------ Exercise inputs ------

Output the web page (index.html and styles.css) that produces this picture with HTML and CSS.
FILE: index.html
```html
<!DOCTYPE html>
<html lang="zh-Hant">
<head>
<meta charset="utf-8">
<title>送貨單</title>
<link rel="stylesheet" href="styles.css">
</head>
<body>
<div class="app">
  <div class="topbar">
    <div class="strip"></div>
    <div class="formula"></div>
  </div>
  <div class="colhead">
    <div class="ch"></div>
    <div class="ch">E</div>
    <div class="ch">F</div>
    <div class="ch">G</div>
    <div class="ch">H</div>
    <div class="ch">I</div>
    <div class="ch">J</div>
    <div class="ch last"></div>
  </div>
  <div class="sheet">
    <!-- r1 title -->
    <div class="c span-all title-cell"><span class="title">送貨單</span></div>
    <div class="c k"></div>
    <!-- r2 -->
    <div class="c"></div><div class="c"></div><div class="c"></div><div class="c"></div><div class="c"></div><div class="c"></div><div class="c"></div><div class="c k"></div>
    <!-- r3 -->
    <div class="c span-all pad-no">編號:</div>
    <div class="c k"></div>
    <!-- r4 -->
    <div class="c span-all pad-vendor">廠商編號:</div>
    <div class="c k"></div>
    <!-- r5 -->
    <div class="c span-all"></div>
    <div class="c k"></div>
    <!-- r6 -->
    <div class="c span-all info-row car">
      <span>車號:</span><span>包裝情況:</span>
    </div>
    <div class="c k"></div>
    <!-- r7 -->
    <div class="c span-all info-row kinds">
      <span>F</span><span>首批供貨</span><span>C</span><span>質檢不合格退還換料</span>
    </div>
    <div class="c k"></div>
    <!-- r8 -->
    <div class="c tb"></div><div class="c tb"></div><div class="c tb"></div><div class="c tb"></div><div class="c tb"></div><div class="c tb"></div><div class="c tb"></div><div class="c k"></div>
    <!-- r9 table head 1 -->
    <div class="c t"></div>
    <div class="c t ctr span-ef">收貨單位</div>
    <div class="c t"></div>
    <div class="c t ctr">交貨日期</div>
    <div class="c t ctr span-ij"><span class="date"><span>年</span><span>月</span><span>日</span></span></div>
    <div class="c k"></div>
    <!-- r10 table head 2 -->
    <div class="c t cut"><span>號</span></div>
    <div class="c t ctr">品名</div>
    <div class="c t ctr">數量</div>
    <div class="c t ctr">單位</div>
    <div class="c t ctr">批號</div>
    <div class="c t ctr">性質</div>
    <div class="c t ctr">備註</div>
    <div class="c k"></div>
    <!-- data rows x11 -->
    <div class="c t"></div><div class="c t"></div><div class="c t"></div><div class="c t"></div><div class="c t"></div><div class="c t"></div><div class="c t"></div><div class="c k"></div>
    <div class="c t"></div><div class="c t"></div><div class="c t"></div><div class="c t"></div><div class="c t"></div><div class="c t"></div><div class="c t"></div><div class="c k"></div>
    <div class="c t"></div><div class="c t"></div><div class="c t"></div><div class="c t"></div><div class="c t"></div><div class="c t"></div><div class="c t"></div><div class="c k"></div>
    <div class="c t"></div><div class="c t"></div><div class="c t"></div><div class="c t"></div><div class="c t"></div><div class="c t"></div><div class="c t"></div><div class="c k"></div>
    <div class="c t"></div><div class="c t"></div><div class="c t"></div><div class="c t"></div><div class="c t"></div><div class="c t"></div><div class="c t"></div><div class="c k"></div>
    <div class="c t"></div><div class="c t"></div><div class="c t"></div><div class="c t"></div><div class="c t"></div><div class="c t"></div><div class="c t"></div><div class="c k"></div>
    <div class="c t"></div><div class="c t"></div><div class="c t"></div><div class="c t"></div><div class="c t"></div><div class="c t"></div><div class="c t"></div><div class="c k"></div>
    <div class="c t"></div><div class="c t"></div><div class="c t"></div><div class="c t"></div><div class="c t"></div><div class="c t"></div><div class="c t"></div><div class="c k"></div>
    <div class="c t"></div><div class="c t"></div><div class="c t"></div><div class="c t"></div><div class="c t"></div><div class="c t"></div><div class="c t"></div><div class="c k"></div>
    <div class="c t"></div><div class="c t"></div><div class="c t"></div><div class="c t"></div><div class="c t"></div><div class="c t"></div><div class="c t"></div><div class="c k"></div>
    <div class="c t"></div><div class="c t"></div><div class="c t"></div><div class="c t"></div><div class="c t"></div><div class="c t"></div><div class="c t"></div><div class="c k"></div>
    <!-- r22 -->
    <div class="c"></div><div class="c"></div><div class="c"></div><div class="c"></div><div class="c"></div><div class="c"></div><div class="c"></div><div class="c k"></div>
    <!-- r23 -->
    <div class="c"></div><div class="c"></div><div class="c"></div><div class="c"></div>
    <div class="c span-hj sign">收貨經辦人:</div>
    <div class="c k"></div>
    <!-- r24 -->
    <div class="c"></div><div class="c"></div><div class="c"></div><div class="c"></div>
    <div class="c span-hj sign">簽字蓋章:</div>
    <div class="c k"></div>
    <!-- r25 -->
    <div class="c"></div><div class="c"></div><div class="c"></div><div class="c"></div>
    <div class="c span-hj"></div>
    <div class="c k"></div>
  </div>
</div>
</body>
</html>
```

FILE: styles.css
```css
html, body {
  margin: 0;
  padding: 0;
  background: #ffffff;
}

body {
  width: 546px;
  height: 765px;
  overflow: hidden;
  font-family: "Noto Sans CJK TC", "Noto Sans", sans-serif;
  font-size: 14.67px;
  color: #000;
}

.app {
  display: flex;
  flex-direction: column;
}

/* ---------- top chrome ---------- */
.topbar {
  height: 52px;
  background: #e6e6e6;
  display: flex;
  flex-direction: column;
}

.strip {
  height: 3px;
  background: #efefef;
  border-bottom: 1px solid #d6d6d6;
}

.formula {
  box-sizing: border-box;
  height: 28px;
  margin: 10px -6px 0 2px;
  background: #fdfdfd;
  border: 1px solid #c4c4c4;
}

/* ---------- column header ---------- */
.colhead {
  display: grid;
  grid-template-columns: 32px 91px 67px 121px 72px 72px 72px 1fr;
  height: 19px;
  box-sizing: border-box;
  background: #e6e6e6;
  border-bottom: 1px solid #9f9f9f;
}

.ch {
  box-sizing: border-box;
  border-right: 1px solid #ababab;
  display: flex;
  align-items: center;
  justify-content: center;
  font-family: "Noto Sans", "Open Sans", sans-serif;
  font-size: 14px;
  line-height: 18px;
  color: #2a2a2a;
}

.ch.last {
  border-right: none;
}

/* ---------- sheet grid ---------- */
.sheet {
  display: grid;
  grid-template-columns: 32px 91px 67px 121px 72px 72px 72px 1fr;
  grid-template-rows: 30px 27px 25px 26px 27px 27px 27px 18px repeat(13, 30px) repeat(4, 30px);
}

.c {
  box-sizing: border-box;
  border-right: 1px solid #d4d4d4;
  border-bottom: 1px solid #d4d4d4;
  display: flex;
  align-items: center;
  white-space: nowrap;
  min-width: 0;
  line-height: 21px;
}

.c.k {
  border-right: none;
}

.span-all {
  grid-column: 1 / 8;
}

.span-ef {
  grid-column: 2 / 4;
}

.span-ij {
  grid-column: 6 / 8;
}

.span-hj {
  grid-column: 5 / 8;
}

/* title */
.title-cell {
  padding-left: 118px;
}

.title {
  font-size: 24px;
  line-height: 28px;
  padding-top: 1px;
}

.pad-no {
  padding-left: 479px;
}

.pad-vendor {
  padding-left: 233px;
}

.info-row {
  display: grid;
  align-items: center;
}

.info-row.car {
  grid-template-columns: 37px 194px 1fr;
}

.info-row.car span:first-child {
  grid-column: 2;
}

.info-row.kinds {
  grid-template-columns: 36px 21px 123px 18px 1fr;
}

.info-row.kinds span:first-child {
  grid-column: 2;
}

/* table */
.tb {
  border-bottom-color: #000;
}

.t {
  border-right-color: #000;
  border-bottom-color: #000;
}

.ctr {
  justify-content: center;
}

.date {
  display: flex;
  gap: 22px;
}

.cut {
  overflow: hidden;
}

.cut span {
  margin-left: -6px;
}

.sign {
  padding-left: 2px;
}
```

------
------ Exercise inputs ------

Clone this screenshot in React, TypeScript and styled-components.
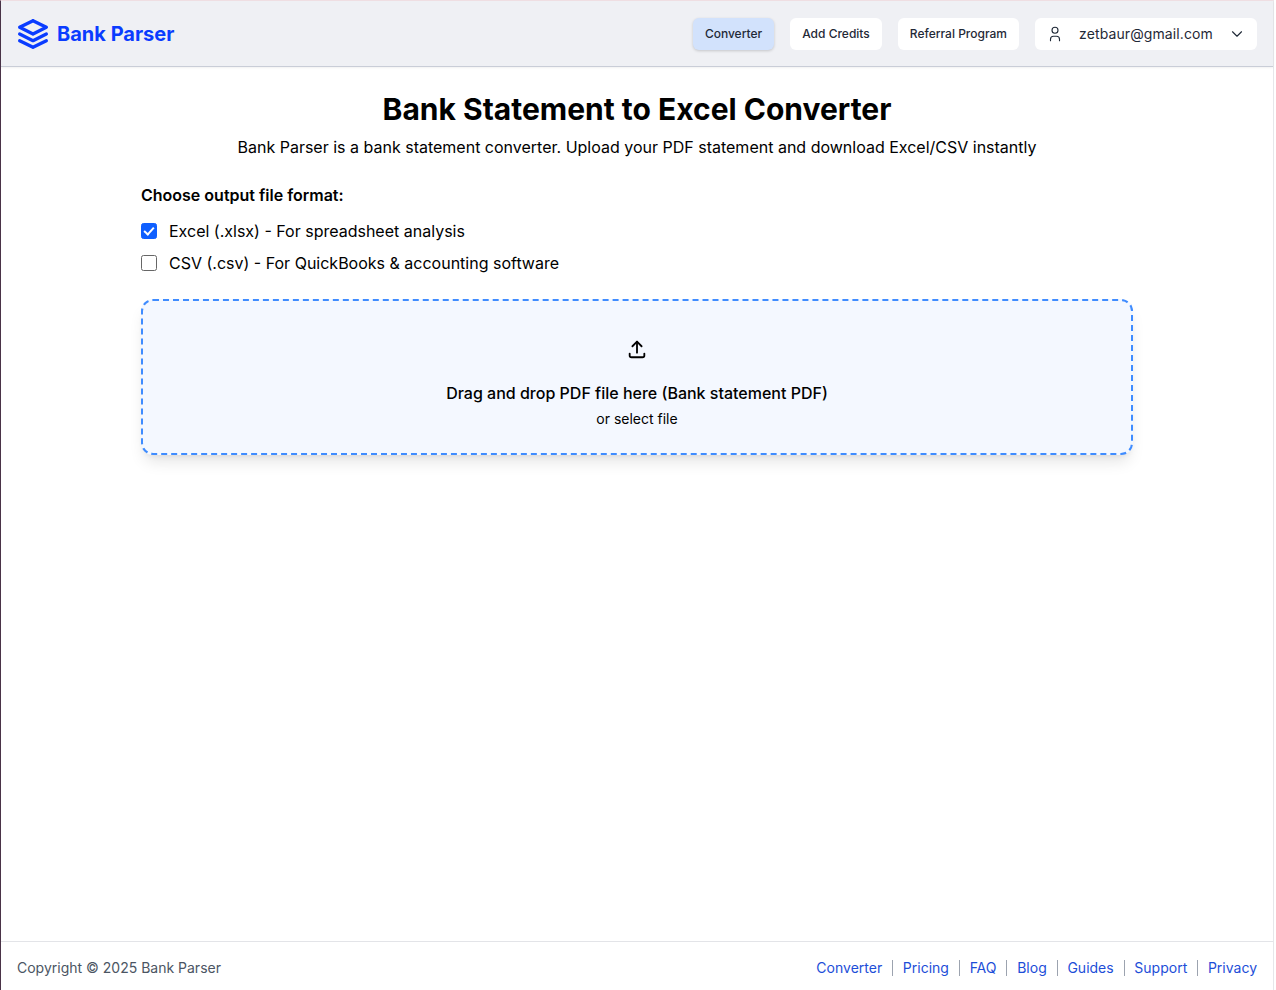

------

**Stated task:** Going through the records above, state how many lines carry "styles", with no other text.

**Answer to the task:** 3